Per la costruzione di un pluralismo sostenibile nel rapporto tra diritto e scienze della vita
Parole chiave:Pluralisms, Jurisdiction, Moral values, Scientific development, Biolaw
The law focusing on life sciences and on human health is characterised by significant tensions that oppose the need for unity and certainty of the legal order, on the one hand, and pressures for the acknowledgement of different moral values and visions, on the other hand. It is also a field in which the speed of scientific development continuously requires law-makers and judges to “adapt” the legal framework to new needs and possibilities.

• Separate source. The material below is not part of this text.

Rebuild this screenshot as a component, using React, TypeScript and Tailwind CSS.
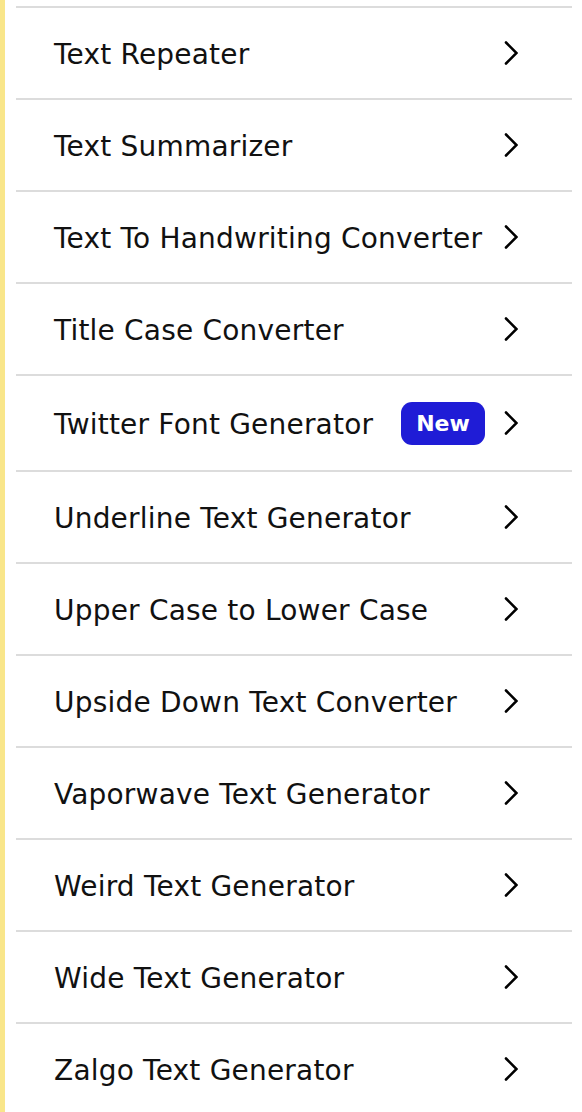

Given this context, the paper offers an analysis of the relationship between legislation and jurisdiction organised into three main categories, in which the starting point is represented by the legislative approach. Depending on the level of “rigidity” or “flexibility” of the legislation with respect to the acknowledgement of individual moral values and to the integration of the scientific dimension at a normative level, the role of jurisdiction might significantly vary. In a scheme in which the law-maker tends to deny or refuse pluralism, the jurisdiction is called to guarantee the necessary equilibrium among the different components of the society. Differently, in the case of a “inactive” law-maker (second category), judicial interventions are fundamental in giving an answer to needs and issues arising at a scientific and social level in the absence of a specific regulation. Finally, even if the different levels of pluralisms find legislative protection, courts might open the way to new rights or new individual position that deserve protection by the legal order.
The aim of the paper is to identify the main features of a sustainable model of pluralism, in which both law-makers and judges contribute together to the equal guarantee of constitutionally relevant values and in which the legal order is able to constantly keep the pace with scientific development.